[Records with interface code]
----
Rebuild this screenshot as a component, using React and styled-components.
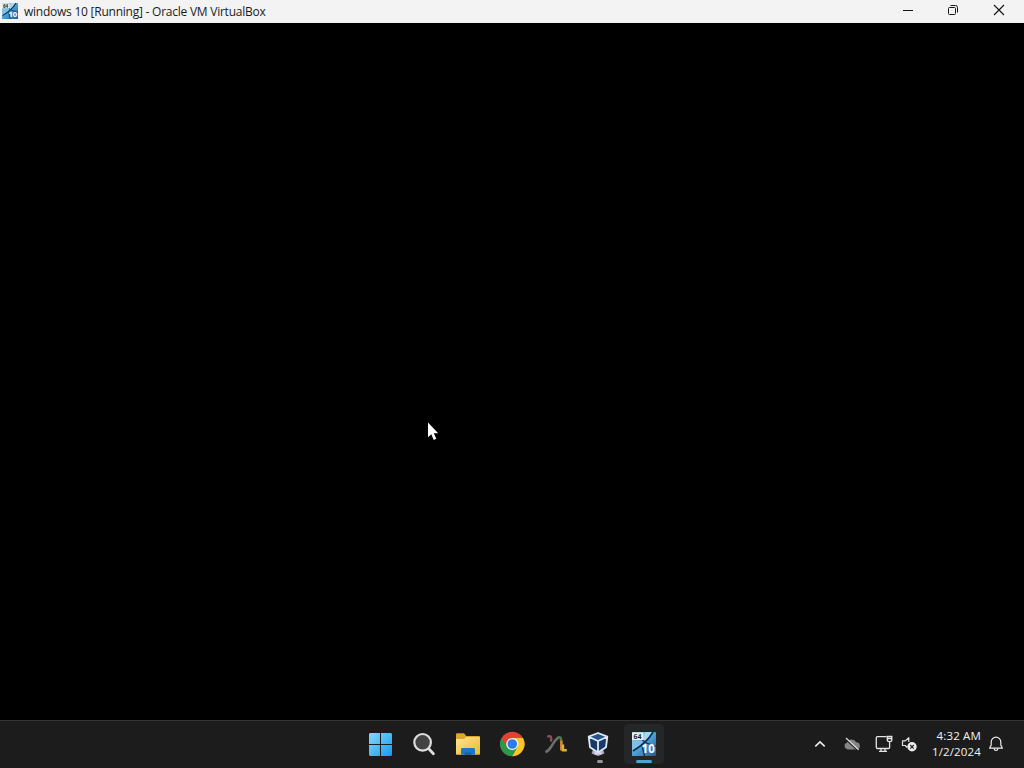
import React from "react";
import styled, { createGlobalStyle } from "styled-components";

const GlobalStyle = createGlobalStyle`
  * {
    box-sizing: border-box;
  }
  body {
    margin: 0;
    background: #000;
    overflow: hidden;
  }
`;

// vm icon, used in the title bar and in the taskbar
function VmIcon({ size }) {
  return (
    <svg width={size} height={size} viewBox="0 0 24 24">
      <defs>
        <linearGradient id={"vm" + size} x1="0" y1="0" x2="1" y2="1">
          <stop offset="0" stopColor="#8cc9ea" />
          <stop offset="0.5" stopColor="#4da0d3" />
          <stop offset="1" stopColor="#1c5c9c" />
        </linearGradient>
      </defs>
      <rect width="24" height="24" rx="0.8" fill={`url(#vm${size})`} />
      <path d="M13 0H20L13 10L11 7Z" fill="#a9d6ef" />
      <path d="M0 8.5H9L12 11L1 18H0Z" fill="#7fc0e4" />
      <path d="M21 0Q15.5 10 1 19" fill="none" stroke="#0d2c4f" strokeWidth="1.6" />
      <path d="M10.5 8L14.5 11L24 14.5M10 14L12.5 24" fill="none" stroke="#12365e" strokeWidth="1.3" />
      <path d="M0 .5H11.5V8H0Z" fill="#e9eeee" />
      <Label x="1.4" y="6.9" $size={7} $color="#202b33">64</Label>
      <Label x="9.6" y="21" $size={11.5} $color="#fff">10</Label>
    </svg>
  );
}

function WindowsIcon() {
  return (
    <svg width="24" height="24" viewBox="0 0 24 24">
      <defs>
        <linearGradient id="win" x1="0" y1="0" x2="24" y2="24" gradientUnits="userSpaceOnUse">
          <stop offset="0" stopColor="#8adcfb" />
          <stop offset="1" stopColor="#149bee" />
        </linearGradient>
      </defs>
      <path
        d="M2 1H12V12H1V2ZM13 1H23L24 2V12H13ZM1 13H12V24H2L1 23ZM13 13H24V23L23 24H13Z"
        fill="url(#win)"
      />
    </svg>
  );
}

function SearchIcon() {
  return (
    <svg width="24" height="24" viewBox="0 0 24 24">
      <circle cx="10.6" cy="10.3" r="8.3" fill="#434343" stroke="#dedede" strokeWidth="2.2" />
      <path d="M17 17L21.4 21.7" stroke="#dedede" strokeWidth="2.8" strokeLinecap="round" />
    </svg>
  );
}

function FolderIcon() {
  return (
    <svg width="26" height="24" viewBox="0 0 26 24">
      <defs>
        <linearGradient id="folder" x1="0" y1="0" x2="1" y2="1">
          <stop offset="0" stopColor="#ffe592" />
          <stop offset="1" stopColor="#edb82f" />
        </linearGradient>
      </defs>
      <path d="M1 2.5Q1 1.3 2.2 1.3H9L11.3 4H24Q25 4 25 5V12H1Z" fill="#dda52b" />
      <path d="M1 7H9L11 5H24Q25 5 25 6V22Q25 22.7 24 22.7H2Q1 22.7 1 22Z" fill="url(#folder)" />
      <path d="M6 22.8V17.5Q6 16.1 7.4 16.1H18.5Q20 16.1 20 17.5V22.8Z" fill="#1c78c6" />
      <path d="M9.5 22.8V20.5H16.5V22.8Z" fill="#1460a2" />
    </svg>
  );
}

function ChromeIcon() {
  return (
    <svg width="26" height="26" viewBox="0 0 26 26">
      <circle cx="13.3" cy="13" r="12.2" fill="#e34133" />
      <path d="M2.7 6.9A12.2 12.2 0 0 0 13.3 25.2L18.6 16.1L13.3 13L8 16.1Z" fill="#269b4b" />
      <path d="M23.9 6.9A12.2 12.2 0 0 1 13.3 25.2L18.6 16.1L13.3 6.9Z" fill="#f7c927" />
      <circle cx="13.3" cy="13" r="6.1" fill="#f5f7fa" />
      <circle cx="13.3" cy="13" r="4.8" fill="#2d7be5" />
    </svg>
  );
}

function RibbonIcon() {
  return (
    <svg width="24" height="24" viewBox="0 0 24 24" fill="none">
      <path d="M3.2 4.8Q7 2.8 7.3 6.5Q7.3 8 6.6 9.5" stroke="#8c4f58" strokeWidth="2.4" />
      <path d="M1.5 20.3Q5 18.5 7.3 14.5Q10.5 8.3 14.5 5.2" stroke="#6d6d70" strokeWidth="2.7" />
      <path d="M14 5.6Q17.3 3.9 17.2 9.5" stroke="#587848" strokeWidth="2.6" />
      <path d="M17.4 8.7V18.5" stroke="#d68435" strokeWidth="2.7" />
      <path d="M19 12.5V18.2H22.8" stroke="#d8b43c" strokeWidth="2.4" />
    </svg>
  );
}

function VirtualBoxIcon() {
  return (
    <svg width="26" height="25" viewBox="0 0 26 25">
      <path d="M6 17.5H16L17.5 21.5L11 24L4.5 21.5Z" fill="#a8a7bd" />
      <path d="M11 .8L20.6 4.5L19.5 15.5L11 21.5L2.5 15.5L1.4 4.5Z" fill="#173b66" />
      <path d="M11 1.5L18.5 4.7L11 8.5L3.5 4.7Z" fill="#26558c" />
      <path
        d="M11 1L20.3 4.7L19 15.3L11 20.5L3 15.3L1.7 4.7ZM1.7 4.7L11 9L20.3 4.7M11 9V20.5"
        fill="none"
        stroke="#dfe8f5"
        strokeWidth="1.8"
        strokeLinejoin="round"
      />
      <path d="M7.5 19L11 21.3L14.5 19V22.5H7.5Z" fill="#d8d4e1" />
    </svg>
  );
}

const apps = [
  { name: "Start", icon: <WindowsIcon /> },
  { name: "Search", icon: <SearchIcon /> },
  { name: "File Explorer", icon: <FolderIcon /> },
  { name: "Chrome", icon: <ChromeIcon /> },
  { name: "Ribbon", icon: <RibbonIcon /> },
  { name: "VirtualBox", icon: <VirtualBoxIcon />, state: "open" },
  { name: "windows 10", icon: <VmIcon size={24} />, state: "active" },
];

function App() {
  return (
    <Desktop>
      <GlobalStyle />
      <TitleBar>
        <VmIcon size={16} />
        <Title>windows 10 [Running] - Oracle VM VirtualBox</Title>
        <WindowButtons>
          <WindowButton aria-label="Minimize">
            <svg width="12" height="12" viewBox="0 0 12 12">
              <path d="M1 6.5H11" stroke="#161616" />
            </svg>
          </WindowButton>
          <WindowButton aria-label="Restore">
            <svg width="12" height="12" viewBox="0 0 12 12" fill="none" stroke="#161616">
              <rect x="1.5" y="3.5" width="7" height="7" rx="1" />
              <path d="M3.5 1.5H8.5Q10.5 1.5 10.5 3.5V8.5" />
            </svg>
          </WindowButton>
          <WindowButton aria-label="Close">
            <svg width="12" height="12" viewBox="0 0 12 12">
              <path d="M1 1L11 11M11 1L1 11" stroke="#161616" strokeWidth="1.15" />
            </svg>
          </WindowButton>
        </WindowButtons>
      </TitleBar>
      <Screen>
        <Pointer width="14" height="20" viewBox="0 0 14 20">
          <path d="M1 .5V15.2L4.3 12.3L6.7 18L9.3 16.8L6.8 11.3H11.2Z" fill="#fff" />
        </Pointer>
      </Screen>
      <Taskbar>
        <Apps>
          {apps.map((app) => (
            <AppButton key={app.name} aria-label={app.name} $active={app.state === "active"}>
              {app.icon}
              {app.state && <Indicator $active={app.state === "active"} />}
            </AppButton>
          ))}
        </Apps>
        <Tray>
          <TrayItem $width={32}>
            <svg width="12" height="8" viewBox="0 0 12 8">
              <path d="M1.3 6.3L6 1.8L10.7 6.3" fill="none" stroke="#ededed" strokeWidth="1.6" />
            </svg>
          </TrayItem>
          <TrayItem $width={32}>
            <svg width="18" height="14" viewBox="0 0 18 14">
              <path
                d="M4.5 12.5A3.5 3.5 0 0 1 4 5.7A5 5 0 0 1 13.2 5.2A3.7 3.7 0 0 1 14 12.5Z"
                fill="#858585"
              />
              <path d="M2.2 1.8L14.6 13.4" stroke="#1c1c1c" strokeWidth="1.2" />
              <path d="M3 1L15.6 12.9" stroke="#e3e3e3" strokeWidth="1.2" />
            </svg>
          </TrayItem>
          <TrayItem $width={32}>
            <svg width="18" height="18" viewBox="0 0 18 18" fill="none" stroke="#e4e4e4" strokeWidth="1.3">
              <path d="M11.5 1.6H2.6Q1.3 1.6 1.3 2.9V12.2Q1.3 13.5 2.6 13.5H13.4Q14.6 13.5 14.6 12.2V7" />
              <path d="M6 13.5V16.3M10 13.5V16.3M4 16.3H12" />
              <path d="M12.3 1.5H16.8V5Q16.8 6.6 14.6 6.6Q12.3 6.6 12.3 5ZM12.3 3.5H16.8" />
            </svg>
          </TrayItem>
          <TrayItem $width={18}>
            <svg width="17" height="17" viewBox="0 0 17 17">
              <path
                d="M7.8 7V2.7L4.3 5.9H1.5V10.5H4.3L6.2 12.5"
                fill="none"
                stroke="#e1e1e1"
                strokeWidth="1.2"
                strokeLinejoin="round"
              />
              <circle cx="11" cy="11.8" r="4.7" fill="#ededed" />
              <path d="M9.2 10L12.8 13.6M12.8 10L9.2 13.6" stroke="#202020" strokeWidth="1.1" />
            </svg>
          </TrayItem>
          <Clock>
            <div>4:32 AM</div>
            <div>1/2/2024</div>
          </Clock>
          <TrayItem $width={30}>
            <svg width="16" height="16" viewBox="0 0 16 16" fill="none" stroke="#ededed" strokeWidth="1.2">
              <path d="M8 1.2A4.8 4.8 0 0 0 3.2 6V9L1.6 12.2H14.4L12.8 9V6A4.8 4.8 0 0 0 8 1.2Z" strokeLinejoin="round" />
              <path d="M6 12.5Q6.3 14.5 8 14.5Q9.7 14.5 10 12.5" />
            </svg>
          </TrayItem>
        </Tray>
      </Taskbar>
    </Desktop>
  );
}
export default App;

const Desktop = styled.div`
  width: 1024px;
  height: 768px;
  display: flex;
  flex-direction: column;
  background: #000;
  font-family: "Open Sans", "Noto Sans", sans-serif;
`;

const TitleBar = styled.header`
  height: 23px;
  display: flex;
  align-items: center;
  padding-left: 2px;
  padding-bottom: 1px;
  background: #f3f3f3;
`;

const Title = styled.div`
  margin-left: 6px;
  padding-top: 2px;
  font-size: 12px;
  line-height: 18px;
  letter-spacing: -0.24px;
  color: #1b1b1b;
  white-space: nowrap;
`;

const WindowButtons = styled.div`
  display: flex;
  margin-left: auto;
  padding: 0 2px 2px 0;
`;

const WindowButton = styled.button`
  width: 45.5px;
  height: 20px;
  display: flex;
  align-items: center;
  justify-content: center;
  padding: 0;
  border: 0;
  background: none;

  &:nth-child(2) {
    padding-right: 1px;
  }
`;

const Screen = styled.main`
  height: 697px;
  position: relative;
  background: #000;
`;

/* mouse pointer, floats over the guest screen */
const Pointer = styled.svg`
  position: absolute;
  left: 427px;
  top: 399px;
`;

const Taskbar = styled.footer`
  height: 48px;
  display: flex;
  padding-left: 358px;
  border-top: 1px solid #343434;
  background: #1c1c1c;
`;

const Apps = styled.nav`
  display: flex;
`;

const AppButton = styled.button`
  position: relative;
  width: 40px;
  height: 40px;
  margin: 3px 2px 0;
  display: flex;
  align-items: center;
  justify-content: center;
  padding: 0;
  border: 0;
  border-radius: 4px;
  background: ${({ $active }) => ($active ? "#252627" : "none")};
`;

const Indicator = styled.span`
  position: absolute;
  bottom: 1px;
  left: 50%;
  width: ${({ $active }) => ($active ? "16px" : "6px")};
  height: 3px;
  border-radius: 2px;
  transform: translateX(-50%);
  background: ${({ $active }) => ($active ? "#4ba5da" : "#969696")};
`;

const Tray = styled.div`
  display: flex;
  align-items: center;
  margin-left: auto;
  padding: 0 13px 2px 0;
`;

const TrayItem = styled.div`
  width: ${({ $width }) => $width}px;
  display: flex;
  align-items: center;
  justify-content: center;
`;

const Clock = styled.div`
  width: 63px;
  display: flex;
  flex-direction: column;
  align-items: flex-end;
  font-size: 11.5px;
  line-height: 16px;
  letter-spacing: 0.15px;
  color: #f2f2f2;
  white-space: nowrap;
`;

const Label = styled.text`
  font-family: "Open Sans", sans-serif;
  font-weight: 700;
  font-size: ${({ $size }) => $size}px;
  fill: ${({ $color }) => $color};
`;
----
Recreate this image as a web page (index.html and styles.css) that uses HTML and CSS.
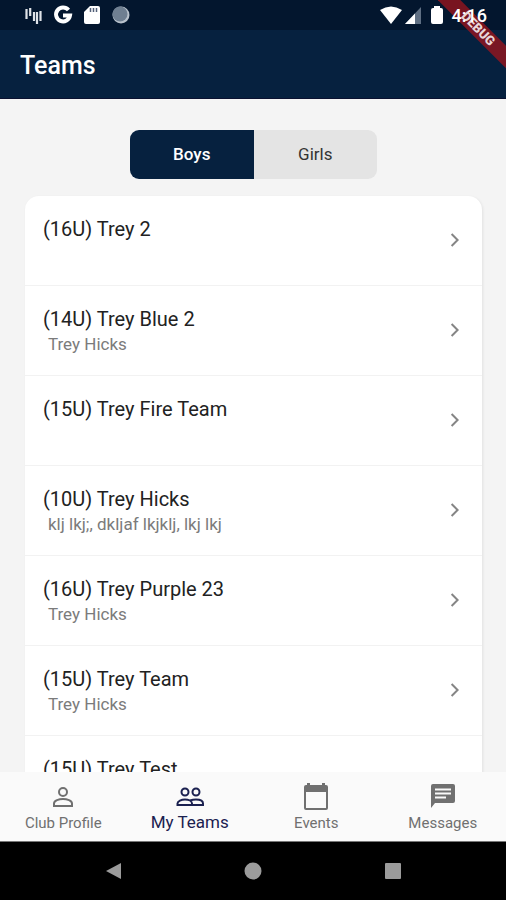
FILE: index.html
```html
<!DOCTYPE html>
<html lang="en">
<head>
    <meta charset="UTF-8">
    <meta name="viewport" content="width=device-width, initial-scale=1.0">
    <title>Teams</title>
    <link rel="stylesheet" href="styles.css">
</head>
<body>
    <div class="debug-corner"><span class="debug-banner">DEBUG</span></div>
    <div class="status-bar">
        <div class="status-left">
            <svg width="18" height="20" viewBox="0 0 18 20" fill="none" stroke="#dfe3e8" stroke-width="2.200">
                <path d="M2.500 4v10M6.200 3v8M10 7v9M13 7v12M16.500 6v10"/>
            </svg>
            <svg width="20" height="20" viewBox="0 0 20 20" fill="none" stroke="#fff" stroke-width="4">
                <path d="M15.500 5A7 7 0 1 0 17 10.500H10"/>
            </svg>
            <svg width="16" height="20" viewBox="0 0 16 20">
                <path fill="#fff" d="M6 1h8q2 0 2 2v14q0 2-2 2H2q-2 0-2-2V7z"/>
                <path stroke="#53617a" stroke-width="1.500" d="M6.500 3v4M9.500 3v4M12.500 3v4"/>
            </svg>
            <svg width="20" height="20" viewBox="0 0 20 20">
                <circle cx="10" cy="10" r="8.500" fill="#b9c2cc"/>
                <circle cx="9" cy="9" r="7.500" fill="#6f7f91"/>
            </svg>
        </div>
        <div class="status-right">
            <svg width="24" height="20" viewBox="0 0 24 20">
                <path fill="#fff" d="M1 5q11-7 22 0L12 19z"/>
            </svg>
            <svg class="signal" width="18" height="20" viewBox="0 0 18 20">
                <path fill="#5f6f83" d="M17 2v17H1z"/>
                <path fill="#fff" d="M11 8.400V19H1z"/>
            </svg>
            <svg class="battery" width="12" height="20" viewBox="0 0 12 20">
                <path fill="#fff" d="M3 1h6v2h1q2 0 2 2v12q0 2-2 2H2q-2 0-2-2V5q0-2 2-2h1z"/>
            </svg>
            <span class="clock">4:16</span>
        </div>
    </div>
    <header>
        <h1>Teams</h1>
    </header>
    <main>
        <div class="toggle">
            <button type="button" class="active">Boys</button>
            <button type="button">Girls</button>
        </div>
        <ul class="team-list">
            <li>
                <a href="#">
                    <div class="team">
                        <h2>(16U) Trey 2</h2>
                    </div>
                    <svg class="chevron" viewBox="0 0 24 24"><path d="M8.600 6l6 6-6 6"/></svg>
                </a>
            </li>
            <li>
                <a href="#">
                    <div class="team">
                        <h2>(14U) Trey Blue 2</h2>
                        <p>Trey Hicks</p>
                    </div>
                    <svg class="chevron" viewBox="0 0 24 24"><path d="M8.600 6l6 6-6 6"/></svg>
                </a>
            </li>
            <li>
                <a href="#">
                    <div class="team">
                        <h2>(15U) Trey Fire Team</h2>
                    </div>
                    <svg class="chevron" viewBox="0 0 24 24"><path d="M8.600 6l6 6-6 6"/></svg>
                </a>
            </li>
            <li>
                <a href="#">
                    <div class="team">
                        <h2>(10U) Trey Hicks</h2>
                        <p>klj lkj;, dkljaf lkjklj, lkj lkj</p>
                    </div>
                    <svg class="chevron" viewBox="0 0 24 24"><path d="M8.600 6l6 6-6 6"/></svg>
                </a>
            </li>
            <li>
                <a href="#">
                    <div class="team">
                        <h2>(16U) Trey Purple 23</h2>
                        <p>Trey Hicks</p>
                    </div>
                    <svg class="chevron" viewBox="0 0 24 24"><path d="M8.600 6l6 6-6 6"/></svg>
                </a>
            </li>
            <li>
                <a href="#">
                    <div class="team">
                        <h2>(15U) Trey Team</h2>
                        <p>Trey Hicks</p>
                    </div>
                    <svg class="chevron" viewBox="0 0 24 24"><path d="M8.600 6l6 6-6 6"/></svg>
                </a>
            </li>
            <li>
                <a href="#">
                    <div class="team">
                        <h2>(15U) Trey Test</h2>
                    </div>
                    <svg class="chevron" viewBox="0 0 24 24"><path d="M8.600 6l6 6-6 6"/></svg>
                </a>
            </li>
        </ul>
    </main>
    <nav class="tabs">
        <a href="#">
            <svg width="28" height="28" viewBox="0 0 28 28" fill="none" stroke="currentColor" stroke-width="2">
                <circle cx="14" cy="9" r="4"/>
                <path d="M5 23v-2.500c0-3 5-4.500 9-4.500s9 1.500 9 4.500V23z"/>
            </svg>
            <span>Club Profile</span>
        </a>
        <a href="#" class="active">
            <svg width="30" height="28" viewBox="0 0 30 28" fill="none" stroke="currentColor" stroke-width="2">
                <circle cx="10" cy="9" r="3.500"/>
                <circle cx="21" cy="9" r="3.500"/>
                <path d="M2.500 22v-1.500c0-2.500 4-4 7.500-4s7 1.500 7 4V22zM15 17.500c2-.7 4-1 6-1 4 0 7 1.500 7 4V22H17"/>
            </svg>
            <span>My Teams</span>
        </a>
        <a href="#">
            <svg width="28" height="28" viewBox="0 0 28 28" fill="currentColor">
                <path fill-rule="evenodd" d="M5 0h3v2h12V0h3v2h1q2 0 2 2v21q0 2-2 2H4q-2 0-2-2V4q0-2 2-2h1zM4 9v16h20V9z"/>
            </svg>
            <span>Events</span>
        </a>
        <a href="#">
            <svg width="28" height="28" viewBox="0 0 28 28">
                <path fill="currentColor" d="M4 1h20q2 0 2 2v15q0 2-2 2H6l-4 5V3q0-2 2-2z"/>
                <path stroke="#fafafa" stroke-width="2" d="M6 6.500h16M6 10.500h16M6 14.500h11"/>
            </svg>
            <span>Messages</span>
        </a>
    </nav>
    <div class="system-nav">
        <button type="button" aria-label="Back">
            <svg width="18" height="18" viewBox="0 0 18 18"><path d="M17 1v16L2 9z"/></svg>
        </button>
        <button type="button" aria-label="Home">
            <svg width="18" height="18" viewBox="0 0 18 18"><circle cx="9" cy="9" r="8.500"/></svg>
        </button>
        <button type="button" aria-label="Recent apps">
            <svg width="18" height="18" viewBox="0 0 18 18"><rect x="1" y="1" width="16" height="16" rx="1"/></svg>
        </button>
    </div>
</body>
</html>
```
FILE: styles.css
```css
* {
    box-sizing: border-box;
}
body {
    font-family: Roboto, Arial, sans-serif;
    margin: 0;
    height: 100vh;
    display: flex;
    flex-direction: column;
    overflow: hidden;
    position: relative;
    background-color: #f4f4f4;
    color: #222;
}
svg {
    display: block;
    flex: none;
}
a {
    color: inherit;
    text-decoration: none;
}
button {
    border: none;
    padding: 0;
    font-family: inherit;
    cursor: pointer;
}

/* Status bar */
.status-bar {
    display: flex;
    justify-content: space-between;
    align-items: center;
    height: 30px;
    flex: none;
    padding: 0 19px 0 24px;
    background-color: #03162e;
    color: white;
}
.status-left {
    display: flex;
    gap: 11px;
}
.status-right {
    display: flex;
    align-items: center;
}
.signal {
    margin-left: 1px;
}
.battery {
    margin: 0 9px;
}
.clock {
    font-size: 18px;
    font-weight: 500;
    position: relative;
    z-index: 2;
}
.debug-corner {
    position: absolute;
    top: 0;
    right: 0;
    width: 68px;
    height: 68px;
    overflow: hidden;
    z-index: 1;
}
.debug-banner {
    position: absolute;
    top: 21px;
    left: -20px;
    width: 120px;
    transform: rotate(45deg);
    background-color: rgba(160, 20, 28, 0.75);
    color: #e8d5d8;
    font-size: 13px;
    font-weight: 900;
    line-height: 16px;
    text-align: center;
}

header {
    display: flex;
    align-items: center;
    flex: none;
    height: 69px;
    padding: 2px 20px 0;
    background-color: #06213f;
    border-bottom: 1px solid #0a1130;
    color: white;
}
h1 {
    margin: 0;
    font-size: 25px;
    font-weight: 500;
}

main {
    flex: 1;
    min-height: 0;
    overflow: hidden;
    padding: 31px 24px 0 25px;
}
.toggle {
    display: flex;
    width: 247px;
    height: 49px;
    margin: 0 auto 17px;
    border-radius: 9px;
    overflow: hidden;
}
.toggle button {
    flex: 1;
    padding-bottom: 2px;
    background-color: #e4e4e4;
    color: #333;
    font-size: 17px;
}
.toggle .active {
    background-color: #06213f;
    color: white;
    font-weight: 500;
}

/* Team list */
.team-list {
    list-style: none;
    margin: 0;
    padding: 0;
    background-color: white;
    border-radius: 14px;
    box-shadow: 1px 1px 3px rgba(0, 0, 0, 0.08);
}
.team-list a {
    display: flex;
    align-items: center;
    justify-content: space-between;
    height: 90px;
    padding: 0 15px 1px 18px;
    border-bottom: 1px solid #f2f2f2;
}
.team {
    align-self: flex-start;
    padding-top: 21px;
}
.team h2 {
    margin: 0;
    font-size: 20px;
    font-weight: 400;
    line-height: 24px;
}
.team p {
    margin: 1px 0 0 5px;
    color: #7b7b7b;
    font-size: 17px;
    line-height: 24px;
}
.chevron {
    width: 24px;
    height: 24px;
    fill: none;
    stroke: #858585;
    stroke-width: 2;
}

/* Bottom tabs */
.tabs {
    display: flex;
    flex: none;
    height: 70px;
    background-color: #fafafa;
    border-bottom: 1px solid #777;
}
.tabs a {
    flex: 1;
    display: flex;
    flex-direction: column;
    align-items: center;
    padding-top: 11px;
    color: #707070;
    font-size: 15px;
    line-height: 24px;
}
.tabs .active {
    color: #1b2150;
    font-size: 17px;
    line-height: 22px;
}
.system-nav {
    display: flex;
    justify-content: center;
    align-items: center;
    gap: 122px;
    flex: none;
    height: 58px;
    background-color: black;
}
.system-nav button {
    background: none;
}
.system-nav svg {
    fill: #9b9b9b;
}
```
----
Pick out and copy every line that contains the word "React".

◆ The output:
Rebuild this screenshot as a component, using React and styled-components.
import React from "react";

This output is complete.